This guide assumes that you have a NETIO, made and produced by Pollin, however every step should also work with any other board supported by ethersex.
- AVR Net-IO
- an ISP Programmer, again we assume it the ATMEL Evaluation-Board made by Pollin
- an 1-to-1 Cable for the ISP-Port (10-pin Connector).
Other ISP Programmers
If you have a ISP-Programmer with 6-pin port you can create an adapter. You can see the pin configuration in figure 4-1 at page 5 AVR042: AVR Hardware Design Considerations.
Warning: Pin 4 of the 10-pin connector is not used on the Net-IO. GND has to be connected to one of the other Pins (6, 8 or 10)
Flashing with Linux
- Connect the 10-pin Cable to the ISP-Connector.
- Plug in the power adapter of the AVR Net-IO.
- If everything is connected right, the yellow LED of the Evaluation-Board is shining.
Setting the FUSE-Bits
- Calculate the correct FUSE bits for your controller/setup - you can use http://www.engbedded.com/fusecalc/ for that
- Important: in the condition as supplied the 644 is programmed to 8 MHz internal RC-Oscillator and the clock is divided by 8 -> 1 MHz clock speed. If an external Quarz is used, the Bit CKDIV8 has to be set to 0. Also make sure that you leave Serial program downloading (SPI) enabled!
- Connect the ISP and the power.
- Set the FUSE-Bits with avrdude
- Reset the controller
Flashing the Image
After compiling the ethersex.hex you can flash it with avrdude. The following commands depend on your ISP-Programmer.
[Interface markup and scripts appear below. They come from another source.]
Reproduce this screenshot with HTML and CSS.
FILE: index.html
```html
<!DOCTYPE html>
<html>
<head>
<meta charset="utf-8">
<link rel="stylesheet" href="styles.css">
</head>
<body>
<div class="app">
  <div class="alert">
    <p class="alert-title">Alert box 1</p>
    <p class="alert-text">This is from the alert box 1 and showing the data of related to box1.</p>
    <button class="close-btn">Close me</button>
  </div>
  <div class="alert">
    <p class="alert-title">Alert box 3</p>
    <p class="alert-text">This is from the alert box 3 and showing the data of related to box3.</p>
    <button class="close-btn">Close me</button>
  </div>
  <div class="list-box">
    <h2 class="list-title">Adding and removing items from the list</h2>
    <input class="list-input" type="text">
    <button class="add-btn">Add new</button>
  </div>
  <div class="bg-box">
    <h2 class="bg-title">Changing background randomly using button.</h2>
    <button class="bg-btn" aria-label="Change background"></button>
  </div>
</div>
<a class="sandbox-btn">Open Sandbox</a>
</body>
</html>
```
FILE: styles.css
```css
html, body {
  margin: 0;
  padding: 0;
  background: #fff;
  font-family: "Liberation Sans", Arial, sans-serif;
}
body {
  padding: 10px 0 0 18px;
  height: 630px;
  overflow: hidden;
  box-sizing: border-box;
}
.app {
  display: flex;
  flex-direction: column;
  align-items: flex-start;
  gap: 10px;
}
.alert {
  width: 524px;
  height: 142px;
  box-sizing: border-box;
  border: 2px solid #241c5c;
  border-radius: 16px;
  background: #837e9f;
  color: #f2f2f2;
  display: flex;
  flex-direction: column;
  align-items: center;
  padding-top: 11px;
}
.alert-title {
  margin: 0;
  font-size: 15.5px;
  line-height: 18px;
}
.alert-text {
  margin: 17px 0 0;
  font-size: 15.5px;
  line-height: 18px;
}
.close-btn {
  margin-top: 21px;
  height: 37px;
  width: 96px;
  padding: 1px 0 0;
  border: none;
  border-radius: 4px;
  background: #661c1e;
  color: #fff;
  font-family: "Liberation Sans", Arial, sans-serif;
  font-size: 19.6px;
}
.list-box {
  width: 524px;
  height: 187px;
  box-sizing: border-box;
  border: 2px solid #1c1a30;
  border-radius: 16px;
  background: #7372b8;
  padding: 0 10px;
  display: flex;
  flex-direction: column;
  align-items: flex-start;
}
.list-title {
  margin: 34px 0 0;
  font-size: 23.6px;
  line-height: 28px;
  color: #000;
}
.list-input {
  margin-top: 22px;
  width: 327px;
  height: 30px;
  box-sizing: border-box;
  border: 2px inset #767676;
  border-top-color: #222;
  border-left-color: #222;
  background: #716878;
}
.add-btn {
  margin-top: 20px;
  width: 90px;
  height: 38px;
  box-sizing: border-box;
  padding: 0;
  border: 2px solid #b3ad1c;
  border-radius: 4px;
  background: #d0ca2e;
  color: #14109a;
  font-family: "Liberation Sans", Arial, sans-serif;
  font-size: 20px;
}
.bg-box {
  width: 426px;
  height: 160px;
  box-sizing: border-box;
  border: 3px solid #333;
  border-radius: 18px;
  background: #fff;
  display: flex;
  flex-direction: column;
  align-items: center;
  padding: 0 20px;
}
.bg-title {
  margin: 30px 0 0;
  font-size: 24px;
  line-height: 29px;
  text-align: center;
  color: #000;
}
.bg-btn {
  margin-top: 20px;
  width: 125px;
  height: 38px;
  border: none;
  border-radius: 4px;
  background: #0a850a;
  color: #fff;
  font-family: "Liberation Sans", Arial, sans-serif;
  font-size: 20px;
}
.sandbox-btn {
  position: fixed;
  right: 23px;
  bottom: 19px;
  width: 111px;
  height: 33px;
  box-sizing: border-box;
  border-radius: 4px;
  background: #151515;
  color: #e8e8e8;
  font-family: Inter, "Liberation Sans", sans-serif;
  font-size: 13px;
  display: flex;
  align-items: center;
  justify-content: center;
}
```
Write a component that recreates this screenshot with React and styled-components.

This example is for a serial connection (e.g. the ATMEL Evaluation-Board):
avrdude -v -p m32 -c ponyser -P /dev/ttyS0 -U flash:w:ethersex.hex
For a USB-ISP-Programmer this command should be used:
avrdude -v -p m32 -c stk500v2 -P /dev/ttyACM0 -U flash:w:ethersex.hex
For a parallel ISP-Cable:
avrdude -p m32 -e -c stk200 -U flash:w:ethersex.hex
Parameters for MyAVR mySmartusb light (the -e is important):
avrdude -p m32 -e -c stk500v2 -P /dev/ttyUSB0 -U flash:w:ethersex.hex
After flashing remove the ISP-Cable and interrupt the power connection for a short time to reboot the board.
* -p m32: ATMega32; -p m644: ATMega644 * -v: display debug messages * -c ponyser: the way avrdude speaks with the Evaluation Board; -c stkk500v2 for the Atmel board * -P /dev/tty.serial the serial port your programmer is connected to; -P COM1 for windows machines * -U the command you want to execute. In our case we want to flash: -U flash:w:ethersex.hex
Replace ATMega32 with an ATMega644, ATMega644p or ATMega1284p
ATMega644, ATMega644p and ATMega1284p have got a bigger flash then the ATMega32. This gives the possibility to add more modules to your Image.
Swapping the Microcontroller
- Disconnect power and ISP-Connector.
- Remove the old processor from your board.
- Insert the new processor while the slot is at the same position as in the socket.
Differences between ATMega32, ATMega644, ATMega644p and ATMega1284p
|MHz||max. 16||max. 20||max. 20||max. 20|
|Flash||32 KB||64 KB||64 KB||128 KB|
|EEProm||1 KB||2 KB||2 KB||4 KB|
|RAM||2 KB||4 KB||4 KB||16 KB|
Flashing with Windows
There a two main possibilities:
- Flash with avrdude
- Flash with AVR Studio
Flashing with avrdude
The flashing with avrdude is just like in Linux.
You can get the Windows-Binary as a part of WinAVR
In the command line you have to adjust the name of the serial Ports. (COMx instead of /dev/ttyxx)
avrdude -v -p m32 -c ponyser -P com3 -U flash:w:ethersex.hex
If the programmer is connected via USB you need:
- for real USB-Programmers: libusb0.dll (Part of WinAVR)
- USB-to-Serial Converter a matching Driver: 
Flashing with AVR Studio
AVR Studio from Atmel offers a GUI to Controll the ISPs.
AVR Studio also brings USB-Drivers for the Programmers with it, which can be installed together with it.